İklim değişmiyor mu, geleceğimiz Trump’a mı kaldı?
Dünya kritik bir dönemece yaklaşıyor. Gelecek ay Brezilya’nın Belém kentinde toplanacak COP30, artık yalnızca bir iklim zirvesi değil; insanlığın ortak kaderini belirleyecek bir kırılma noktası. Küresel sıcaklık eşiği fiilen aşıldı, bilim tartışmayı çoktan bitirdi.
Dünya kritik bir dönemece yaklaşıyor. Gelecek ay Brezilya’nın Belém kentinde toplanacak COP30, artık yalnızca bir iklim zirvesi değil; insanlığın ortak kaderini belirleyecek bir kırılma noktası. Küresel sıcaklık eşiği fiilen aşıldı, bilim tartışmayı çoktan bitirdi.
Önümüzdeki ay Brezilya’nın Belém kentinde toplanacak COP30, bir iklim zirvesinden fazlası: dünyanın rotasını yeniden belirleyecek bir eşik.
Bu yazı, o toplantı öncesinde bir ön uyarı olarak kaleme alındı. Çünkü bir kez daha sonuçsuz dağılınırsa, bir sonraki COP’u tartışacak gezegen penceresi kalmayabilir.
Gerçeklik: Eşik aşıldı, siyaset gecikti
Mevsimler değişti. Dünya hızla ısınıyor; küresel sıcaklık rekorları kırılıyor. Seller, yangınlar, kuraklıklar olağan hale geldi.
Bilim insanları yorgun, gençler umutsuz; liderler hâlâ “kim suçlu, kim ödeyecek?” tartışmasında.
Bu artık bilim değil, liderlik ve ahlak meselesi. Ve tartışmanın tam merkezinde yine aynı isim var: Donald Trump.
Trump: İnkârın siyaseti
Trump, BM kürsüsünde “İklim krizi, dünyaya yapılmış en büyük aldatmacadır” diyerek yalnızca bilimi değil, kolektif aklı reddetti ve ABD’yi Paris Anlaşması’ndan ikinci kez çekti. Böylece Yemen ve Libya gibi onaylamayan ülkelerle aynı çizgiye düştü.

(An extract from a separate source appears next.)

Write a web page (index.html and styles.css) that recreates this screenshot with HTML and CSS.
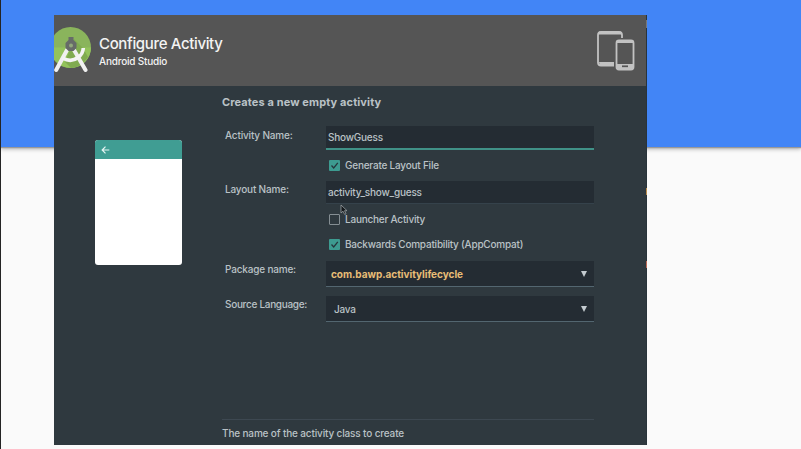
FILE: index.html
```
<!DOCTYPE html>
<html lang="en">
<head>
<meta charset="utf-8">
<title>Configure Activity</title>
<link rel="stylesheet" href="styles.css">
</head>
<body>
<div class="page">
  <div class="banner"></div>
  <main class="dialog">
    <header class="header">
      <svg class="logo" width="38" height="60" viewBox="0 0 38 60">
        <circle cx="16.500" cy="32.500" r="20.500" fill="#8ab45c"/>
        <path d="M0 32.500H37A20.500 20.500 0 0 1 0 44.500Z" fill="#93c35b"/>
        <path d="M20 24L29 33L34 42Q28 52 17 53L11 47Z" fill="#80ab50"/>
        <path d="M13 35L2.200 55M20 35L31.500 55" stroke="#f0f0f0" stroke-width="4" stroke-linecap="round" fill="none"/>
        <path d="M8.500 43Q17 48 24 42.500Q29 39 29.300 33" stroke="#f4f4f4" stroke-width="3.600" fill="none"/>
        <path d="M14.500 22H19.500V25L22.500 28V33L19.500 36H14.500L11.500 33V28L14.500 25Z" fill="#666b68"/>
        <circle cx="17" cy="30.500" r="2" fill="#90a77c"/>
      </svg>
      <div class="titles">
        <h1>Configure Activity</h1>
        <p>Android Studio</p>
      </div>
      <svg class="devices" width="40" height="42" viewBox="0 0 40 42">
        <path d="M18 35.500H5Q2 35.500 2 32.500V5Q2 2 5 2H23Q26 2 26 5V8" fill="none" stroke="#c2c2c2" stroke-width="1.800"/>
        <path d="M3 1.500H25V4.500H3ZM3 32H18V36H4Z" fill="#c2c2c2"/>
        <rect x="20.500" y="10.500" width="17" height="29" rx="2.500" fill="#555" stroke="#c2c2c2" stroke-width="1.800"/>
        <path d="M21 10.500H37V13H21ZM21 34H37V40H21Z" fill="#c2c2c2"/>
        <path d="M26 36.300H32" stroke="#555" stroke-width="1.700"/>
      </svg>
    </header>
    <div class="content">
      <aside class="preview">
        <div class="appbar">
          <svg width="9" height="8" viewBox="0 0 9 8"><path d="M8.300 4H1.200M4.500.7L1.200 4L4.500 7.300" fill="none" stroke="#e6f5f3" stroke-width="1.200"/></svg>
        </div>
      </aside>
      <section class="form">
        <h2>Creates a new empty activity</h2>
        <div class="row name-row">
          <label>Activity Name:</label>
          <div class="field focused">ShowGuess</div>
        </div>
        <div class="check check-layout">
          <span class="box on"><svg width="11" height="11" viewBox="0 0 11 11"><path d="M2.500 5.500L4.700 7.900L8.800 2.800" fill="none" stroke="#26363c" stroke-width="1.300"/></svg></span>
          <span>Generate Layout File</span>
        </div>
        <div class="row layout-row">
          <label>Layout Name:</label>
          <div class="field f-layout">activity_show_guess
            <svg class="cursor" width="8" height="12" viewBox="0 0 8 12"><path d="M1 1V9L3 7.200L4.700 10.500L6 9.800L4.500 6.700H7Z" fill="#15191c" stroke="#a7adb0" stroke-width=".7"/></svg>
          </div>
        </div>
        <div class="check check-launcher">
          <span class="box"></span>
          <span>Launcher Activity</span>
        </div>
        <div class="check check-compat">
          <span class="box on"><svg width="11" height="11" viewBox="0 0 11 11"><path d="M2.500 5.500L4.700 7.900L8.800 2.800" fill="none" stroke="#26363c" stroke-width="1.300"/></svg></span>
          <span>Backwards Compatibility (AppCompat)</span>
        </div>
        <div class="row select-row">
          <label>Package name:</label>
          <div class="field select package"><span>com.bawp.activitylifecycle</span><i class="arrow"></i></div>
        </div>
        <div class="row select-row">
          <label class="l-source">Source Language:</label>
          <div class="field select language"><span>Java</span><i class="arrow"></i></div>
        </div>
        <footer>The name of the activity class to create</footer>
      </section>
    </div>
    <i class="edge edge-top"></i>
    <i class="edge edge-yellow"></i>
    <i class="edge edge-red"></i>
  </main>
</div>
</body>
</html>
```
FILE: styles.css
```
* { box-sizing: border-box; }
body { margin: 0; font-family: Inter, "Liberation Sans", sans-serif; }
h1, h2, p { margin: 0; }
svg { display: block; }
.page {
  position: relative;
  width: 801px;
  height: 449px;
  overflow: hidden;
  padding: 15px 0 0 53px;
  background: #fafafa;
  border-left: 1px solid #242424;
}
.banner {
  position: absolute;
  inset: 0 0 auto 0;
  height: 147px;
  background: #4285f6;
  box-shadow: 0 1px 1px #999, 0 2px 4px #aaa;
}
.dialog {
  position: relative;
  width: 593px;
  height: 430px;
  background: #2f393f;
  border-right: 1px solid #29343b;
  color: #bac2c6;
  font-size: 10px;
}
.header {
  display: flex;
  height: 71px;
  background: #555;
  color: #f3f3f3;
}
.logo { flex: none; }
.titles { flex: 1; padding: 18px 0 0 7px; }
h1 { font-size: 15px; line-height: 21px; font-weight: 500; letter-spacing: -.35px; white-space: nowrap; }
.titles p { font-size: 10px; line-height: 14px; font-weight: 500; letter-spacing: -.2px; }
.devices { margin: 15px 10px 0 0; }
.content { display: flex; height: 359px; }
.preview {
  width: 87px;
  height: 125px;
  margin: 54px 40px 0 41px;
  background: #fff;
  border-radius: 3px;
  overflow: hidden;
}
.appbar { height: 19px; padding: 6px 0 0 6px; background: #409d93; }
.form { display: flex; flex-direction: column; width: 372px; font-weight: 500; letter-spacing: -.22px; white-space: nowrap; }
h2 { margin-top: 9px; height: 15px; font-size: 11px; line-height: 15px; font-weight: 700; letter-spacing: .11px; }
.row { display: grid; grid-template-columns: 104px 268px; }
.row label { padding-left: 3px; height: 16px; line-height: 16px; letter-spacing: -.18px; }
.row .l-source { letter-spacing: -.3px; }
.field { position: relative; height: 25px; padding-left: 2px; line-height: 23px; background: #242c33; border-bottom: 1px solid #35424b; }
.name-row { margin-top: 16px; }
.name-row label { line-height: 18px; }
.focused { height: 24px; border-bottom: 2px solid #409187; }
.check { display: flex; align-items: center; gap: 5px; height: 14px; padding-left: 107px; }
.box { width: 11px; height: 11px; border: 1px solid #858e93; border-radius: 1px; }
.box.on { border: 0; background: #3d9b90; }
.check-layout { margin-top: 8px; }
.layout-row { margin-top: 9px; }
.f-layout { height: 23px; }
.check-launcher { margin-top: 8px; }
.check-compat { margin-top: 11px; }
.select-row { margin-top: 10px; height: 26px; }
.select-row + .select-row { margin-top: 9px; }
.select { display: flex; height: 26px; justify-content: space-between; align-items: center; padding: 1px 7px 0 5px; border-bottom: 1px solid #536670; }
.language { padding-left: 8px; }
.package { color: #e8bd77; font-weight: 700; letter-spacing: -.03px; }
.arrow { width: 6px; height: 6px; background: #c4cbd0; clip-path: polygon(0 0, 100% 0, 50% 100%); }
.cursor { position: absolute; left: 14px; top: 23px; z-index: 1; }
footer { margin-top: auto; height: 26px; padding-top: 6px; line-height: 14px; letter-spacing: -.15px; border-top: 1px solid #3d4851; }
.edge { position: absolute; right: -1px; width: 1px; }
.edge-top { top: 5px; height: 8px; background: #777; }
.edge-yellow { top: 173px; height: 7px; background: #bb8d4c; }
.edge-red { top: 246px; height: 7px; background: #bb6956; }
```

Bu tutum bir “inkâr”dan fazlası; Batı düzenine başkaldırı. İronik biçimde, karbon salımında Çin’den sonra ikinci olan ABD geri çekilirse, geri kalanlar oyunu yeniden kurma fırsatı yakalayabilir.

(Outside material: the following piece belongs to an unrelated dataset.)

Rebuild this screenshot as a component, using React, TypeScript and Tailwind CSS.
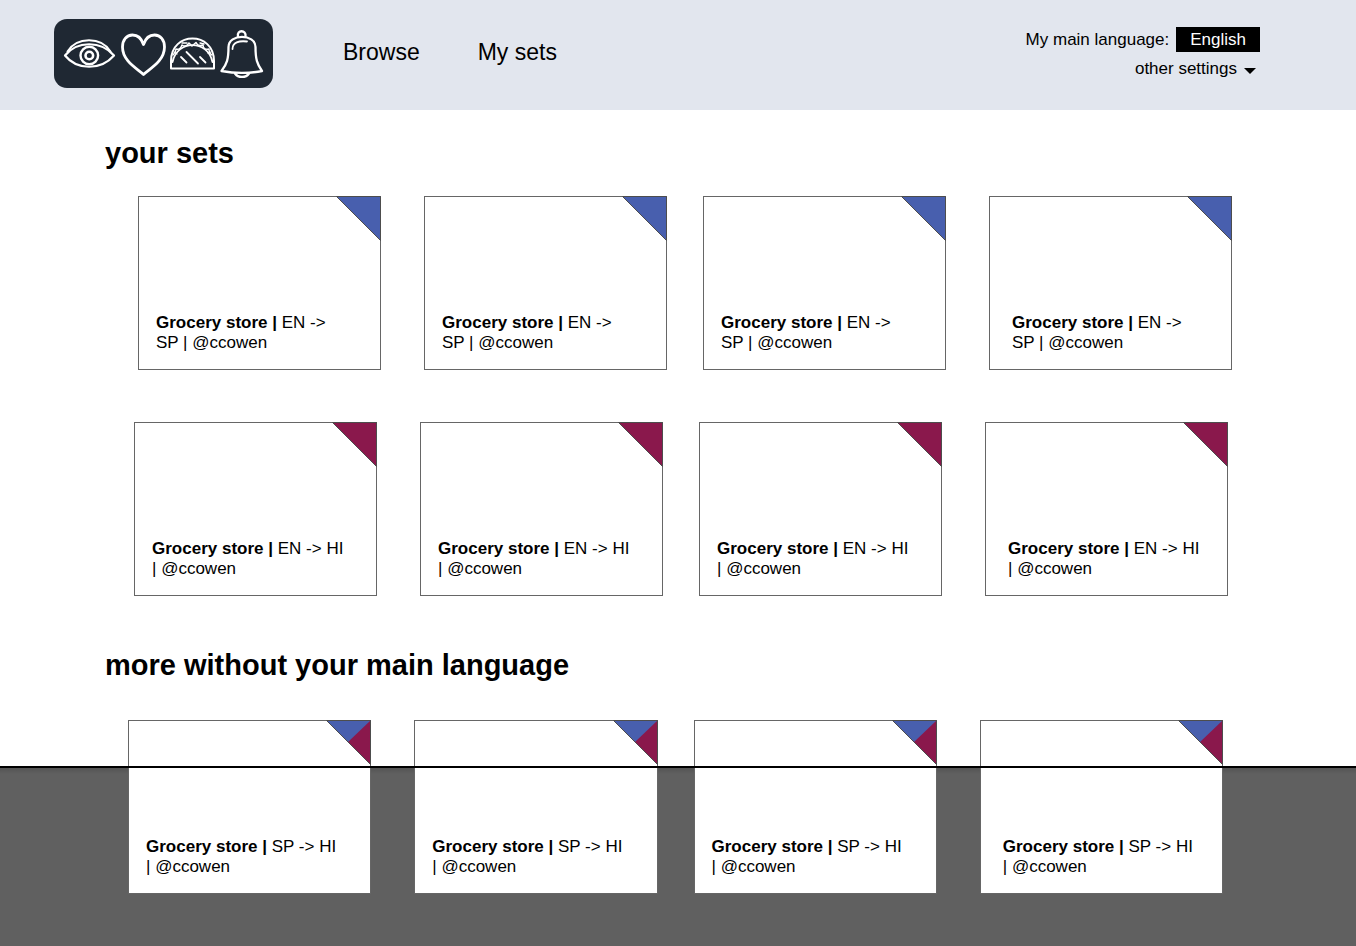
type Card = { id: number; from: string; to: string };
type Corner = "blue" | "maroon" | "split";

const pairs = [
  [0, 1],
  [2, 3],
];

const BLUE = "#485fae";
const MAROON = "#8a184c";

function Logo() {
  return (
    <svg
      viewBox="0 0 219 69"
      className="h-[69px] w-[219px] shrink-0"
      fill="none"
      stroke="#fff"
      strokeWidth="2.2"
      strokeLinejoin="round"
      strokeLinecap="round"
      role="img"
      aria-label="Home"
    >
      <rect width="219" height="69" rx="13" fill="#1f2833" stroke="none" />
      {/* eye */}
      <path d="M11 36.500C23 21.500 47 21.500 60 36.500C47 51.500 23 51.500 11 36.500Z" />
      <path d="M13.500 32.500C23 17.500 47 17.500 56.500 32.500" strokeWidth="2" />
      <circle cx="35.300" cy="36.500" r="8.8" strokeWidth="2.4" />
      <circle cx="35.300" cy="36.500" r="3.8" strokeWidth="2.6" />
      {/* heart */}
      <path
        d="M89.500 55.500C84 50 68.500 42.500 68.500 28C68.500 21 72.500 16 78.500 16C83.500 16 87.500 19.500 89.500 25.500C91.500 19.500 95.500 16 100.500 16C106.500 16 110.500 21 110.500 28C110.500 42.500 95 50 89.500 55.500Z"
        strokeWidth="2.8"
      />
      {/* taco */}
      <path d="M117 49.500V42C117 12 160 12 160 42V49.500Z" strokeWidth="2" />
      <path d="M118.500 43C123 20.500 154 20.500 158.500 43" strokeWidth="1.8" />
      <path
        d="M119 36C121 34 122 33 122 30C125 31 127 29 128 26C131 28 133 27 135 24L138 27L142 23.500C143 26 146 27 149 26C149 29 151 31 155 30C155 33 156 35 158 36"
        strokeWidth="1.5"
      />
      <path d="M128 24L133 24M146 24L150 25M120 33L123 35M157 33L154 34" strokeWidth="1.3" />
      <path d="M132.500 33L144 44.500M127 38L132.500 43.500M146 38L151.500 43.500" strokeWidth="1.8" />
      {/* bell */}
      <path
        d="M167.500 52C173 45 174.500 40 174.500 28C174.500 14.500 201.500 14.500 201.500 28C201.500 40 203 45 208 52C196 54.300 180 54.300 167.500 52Z"
        strokeWidth="2.3"
      />
      <path d="M184 17.500C182.500 10.500 192.500 10.500 191.500 17.500M181 54.500C184 59 192 59 195 54.500" strokeWidth="2.3" />
      <path d="M178.500 30C178.500 23.500 185 21.500 193 22.500" strokeWidth="1.8" />
    </svg>
  );
}

function CornerFlag({ kind }: { kind: Corner }) {
  return (
    <svg viewBox="0 0 45 45" className="absolute -top-px -right-px size-[45px]" aria-hidden="true">
      <path d="M0.500 0.500H44.500V44.500Z" fill={kind === "maroon" ? MAROON : BLUE} />
      {kind === "split" && <path d="M44.500 0.500V44.500L22 22Z" fill={MAROON} />}
      <path d="M0.500 0.500H44.500V44.500Z" fill="none" stroke="#4d4d4d" />
    </svg>
  );
}

function SetCard({ card, corner }: { card: Card; corner: Corner }) {
  return (
    <a
      href="#set"
      className={`relative flex h-[174px] flex-col justify-end border border-[#666] bg-white pb-4 ${
        card.id === 3 ? "pl-[22px]" : "pl-[17px]"
      }`}
    >
      <CornerFlag kind={corner} />
      <p className="max-w-[194px] text-[17px] leading-5">
        <strong>Grocery store |</strong> {card.from} -&gt; {card.to} | @ccowen
      </p>
    </a>
  );
}

function CardRow({ from, to, corner }: { from: string; to: string; corner: Corner }) {
  return (
    <div className="grid grid-cols-2 gap-9">
      {pairs.map((pair) => (
        <div key={pair[0]} className="grid grid-cols-2 gap-[43px]">
          {pair.map((id) => (
            <SetCard key={id} card={{ id, from, to }} corner={corner} />
          ))}
        </div>
      ))}
    </div>
  );
}

export default function App() {
  return (
    <div className="flex min-h-screen flex-col bg-white font-['Liberation_Sans',Arial,sans-serif] text-black">
      <header className="flex h-[110px] items-start bg-[#e2e6ee] pr-24 pl-[54px]">
        <a href="#home" className="mt-[19px]">
          <Logo />
        </a>
        <nav className="mt-9 ml-[70px] flex gap-[58px] text-[23px] leading-8">
          <a href="#browse">Browse</a>
          <a href="#my-sets">My sets</a>
        </nav>
        <div className="mt-[27px] ml-auto flex flex-col items-end gap-1 text-[17px] leading-[25px]">
          <div className="flex items-center gap-[7px]">
            <span id="language-label">My main language:</span>
            <button
              type="button"
              aria-labelledby="language-label language-value"
              className="h-[25px] bg-black px-[14px] text-white"
            >
              <span id="language-value">English</span>
            </button>
          </div>
          <button type="button" className="flex items-center gap-[7px] pr-1">
            other settings
            <svg viewBox="0 0 12 6" className="mt-1 h-[6px] w-3" aria-hidden="true">
              <path d="M0 0H12L6 6Z" />
            </svg>
          </button>
        </div>
      </header>

      <main className="flex flex-1 flex-col">
        <section>
          <h2 className="mt-[23px] ml-[105px] text-[29px] leading-10 font-bold">your sets</h2>
          <div className="mt-[23px] pr-[124px] pl-[138px]">
            <CardRow from="EN" to="SP" corner="blue" />
          </div>
          <div className="mt-[52px] pr-32 pl-[134px]">
            <CardRow from="EN" to="HI" corner="maroon" />
          </div>
        </section>

        <section className="flex flex-1 flex-col">
          <h2 className="mt-[49px] ml-[105px] text-[29px] leading-10 font-bold">
            more without your main language
          </h2>
          <div className="relative mt-[35px] flex-1 pr-[133px] pb-[52px] pl-32">
            <div className="absolute inset-x-0 top-[46px] bottom-0 bg-linear-to-b from-[#505050] to-[#606060] to-[8px]" />
            <CardRow from="SP" to="HI" corner="split" />
            <div className="absolute inset-x-0 top-[46px] h-[2px] bg-black" />
          </div>
        </section>
      </main>
    </div>
  );
}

Trump’ın “enerji özgürlüğü” söylemi kulağa hoş gelse de ekonomik olarak anakronik: Fosil üretimi kısa vadede refah, uzun vadede yapısal kırılganlık üretir.
IEA’nın hesabı net: Temiz enerjiye yatırılan her 1 dolar, gelecekte yaklaşık 4 dolar güvenlik ve maliyet avantajı sağlar.
Sorun sistemin hantallığı; çözüm iş birliğini terk etmek değil, işleyişi dönüştürmek.
COP gerçeği: Söz çok, sonuç az
30 yıldır COP yapılıyor, ancak tablo utandırıcı: 1995’te 23,5 milyar ton olan küresel CO₂, bugün 38 milyar tonun üzerinde. Enerjinin yüzde 80’i hâlâ kömür–petrol–gaz. Demek ki mesele toplantı sayısı değil, sonuç üretme becerisi. COP30 bu kısır döngüyü kırmak zorunda.
Kültür savaşı: İnkârın sosyolojisi
İklim artık bilimden çok kimlik savaşına konu oluyor. Trump ve Avrupa’daki aşırı sağ, yeşil dönüşümü “küresel elit komplosu” diye etiketliyor. Bu retorik öfke devşiriyor ama gerçeği perdelemekten başka işe yaramıyor.
Oysa bedeli en ağır ödeyenler: çiftçiler, kıyı kentleri, göçmenler.
Gerçek basit: Gecikmenin bedeli, dönüşümün maliyetinden yüksektir.
Güç kayması: Avrupa yavaş, Asya hızlı
AB’nin Yeşil Mutabakatı savaş, enerji krizi ve resesyonla ivme kaybetti; hedefler öteleniyor, kömür geri dönüyor.
Asya ise hız kesmiyor:
• Çin güneş panelinin yüzde 80’ini, batarya hücresinin yüzde 70’ini üretiyor.
• Hindistan yeşil hidrojen diplomasisiyle Asya–Afrika hattında ağ kuruyor.
• Körfez petrol gelirlerini yenilenebilir ve karbon yakalamaya yatırıyor.